BuonaScuola nel marasma: Renzi torna indietro sul ddl (“Troppi emendamenti, rimandiamo tutto”), poi fugge in avanti (“tre giorni per approvarla”), poi… Caos nel Pd.

17 Giugno 2015 0 Di Ettore Maria Colombo
Interno dell'aula di palazzo Montecitorio.

Interno dell’aula di palazzo Madama.

La ‘buona scuola’, e cioè il ddl scuola ora all’esame del Senato, si prende una (lunga) pausa di riflessione? Forse. Il pit-stop, con in mezzo una grande assemblea di discussione sul tema, ci sarà ‘se’… Renzi in un primo momento questo annuncia, da Vespa. Poi, però, in tarda serata, fa dare “i tre giorni” alla minoranza Pd che – dice – “ha seppellito la riforma sotto una valanga di emendamenti”. “Se la minoranza lavorerà – spiegano, in serata, fonti di palazzo Chigi – per togliere o ridurre gli emendamenti in commissione e consentire alla riforma della scuola di essere approvata nei tempi stretti che ci sono (a fine luglio l’ esame definitivo, alla Camera, ndr.), si può procedere con tutto il piano, assunzioni comprese. Altrimenti, il rischio è che non ci siano più i tempi utili per farla e che si rinvii tutto”, concludono le fonti ‘accreditate’ di Pd e Chigi.

Eppure, a metà pomeriggio, intervistato da Bruno Vespa per una puntata di Porta a Porta che andrà in onda in serata, ma che viene anticipata dalle agenzie, Renzi aveva presentato tutt’altro ‘piano’. “Quest’anno con 3 mila emendamenti mi pare difficile che si assumano i precari. Si andrà al prossimo anno”, aveva detto il premier parlando delle assunzioni degli insegnanti precari. E siccome le 100 mila assunzioni sono la spina dorsale del ddl, andrebbe da sé che a slittare di mesi, o di un anno, sarebbe l’intera riforma. Motivo: i tempi ormai troppo stretti e i troppi problemi.

“Si terrà una conferenza nazionale di un giorno ai primi di luglio, coinvolgendo sindacati, studenti, famiglie, chi vuol essere assunto: presentiamo la nostra proposta, ma poi si chiude”, dice il premier, e le assunzioni “immagino partiranno dal 2016”. Ecco, i posti. “La #buonascuola prevede centomila prof in più, organico funzionale e più soldi. Noi ci siamo. Spero anche gli altri”, rincara, via Twitter, il premier sul punto che le opposizioni – di destra come di sinistra – gli rimproverano subito: l’infornata di assunzioni già promesse.

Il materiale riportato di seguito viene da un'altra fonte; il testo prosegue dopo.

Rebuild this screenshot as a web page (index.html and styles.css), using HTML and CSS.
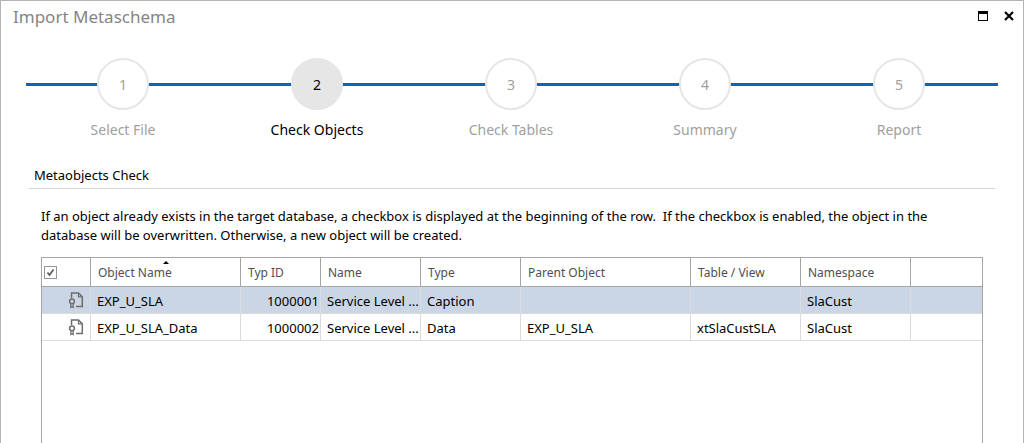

Eppure, la nuova linea maturata dal ‘Renzi uno’ (o ‘Renzi due’?) e annunciata a Porta a Porta (Rai 1), una sua ratio ce l’aveva anche. Infatti, ieri, tra un impegno a palazzo Chigi e uno a Montecitorio per la – scontatissima, invero – elezione di Ettore Rosato a nuovo capogruppo dem alla Camera, il premier aveva sciolto il dilemma che lo attanagliava da lunedì, dai disastrosi risultati ai ballottaggi. Renzi, riunito il suo ‘gabinetto di guerra’ (Boschi, Lotti, Guerini, non certo la Giannini, il cui posto torna di nuovo a ballare), aveva la necessità di trasformare il ddl scuola (impantanato al Senato) nel provvedimento che avrebbe deciso le sorti della legislatura o ritirarlo per evitare l’incidente finale. SeL, al Senato, infatti, ha un emendamento all’art. 10 del ddl scuola che ‘minaccia’ di rendere effettive ‘tutte’ le assunzioni, via stralcio. E la minoranza dem al Senato (22 senatori, tra cui, in commissione Scuola, Mineo, Tocci, ma anche il senatore a vita Rubbia) era già pronta ad appoggiarlo. Morale: il governo va sotto, addio riforma e, forse, addio governo. Il ‘Renzi 1’ (o ‘Renzi 2’?) ha pensato che va bene ‘avanti tutta’, ma ogni tanto conviene fare come i bisonti: ‘scartare di lato’. Oggi, invece, spunta un’altra idea ancora: il decreto-legge.

NB. Questo articolo è stato pubblicato il 17 giugno 2015 a pagina 2 del Quotidiano Nazionale.